Soil: marl and limestone from the Bathonian age; light soil with a reddish hue, strewn with sharp stones.
Tasting
by Véronique Boss-Drouhin
Supple and feminine wine with a ruby colour. Elegant nose of small red berries and flowers possibly suggesting roses and spices. On the palate, the wine offers a ravishing and subtile intensity of blackurrant and raspberry aromas lingering on spicy notes. The mouth remains supple, the silky tannins contributing to its delicate finesse.
Vintage
The brightness and intensity of the 2022 reds are impressive. The nose, of great complexity, combines aromas of blackberry, blueberry and blackcurrant with floral scents of peony and violet. On the palate, the spices underline silky, high-quality tannins. Ample, full-bodied and fresh, these wines are an archetype of balance between aromas and structure with a very real ageing potential.
Vintage reviewViticulture
Throughout its 100-hectare (247 acres) estate, Maison Joseph Drouhin has adopted organic viticulture practices since the late 1980s and biodynamic viticulture since the 1990s. Our credo is to provide « natural answers to natural problems ». All our practices show the greatest respect for the soil, the vine and the environment. Our deliberately low production yields allow our grapes to reveal the precise expression of each terroir.
Winemaking
Harvest: grapes harvested by hands in open-work crates. If necessary, a careful sorting is proceeded.
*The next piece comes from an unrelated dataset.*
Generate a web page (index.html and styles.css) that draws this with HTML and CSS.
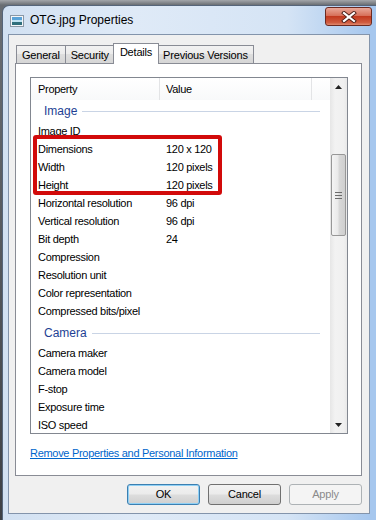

Vinification: total destemming. In accordance with the terroir and the profile of the vintage, we do 2 to 3 weeks of fermentation and maceration in small open vats, marked by punching of the cap and pumping-over. The yeasts are indigenous (natural). Pressing in a vertical press. Separation of the ends of the presses based on tasting.
Ageing: in oak barrels including 20 to 25% of new barrels.
The ageing lasts between 14 to 16 months.
Origin of the wood: oak grown in French high forest.
Throughout the ageing process, decisions are taken only after careful tasting evaluation. The data obtained is completed through technical analysis. As with every other Joseph Drouhin wine, absolute priority is given to the true expression of terroir and character of the vintage.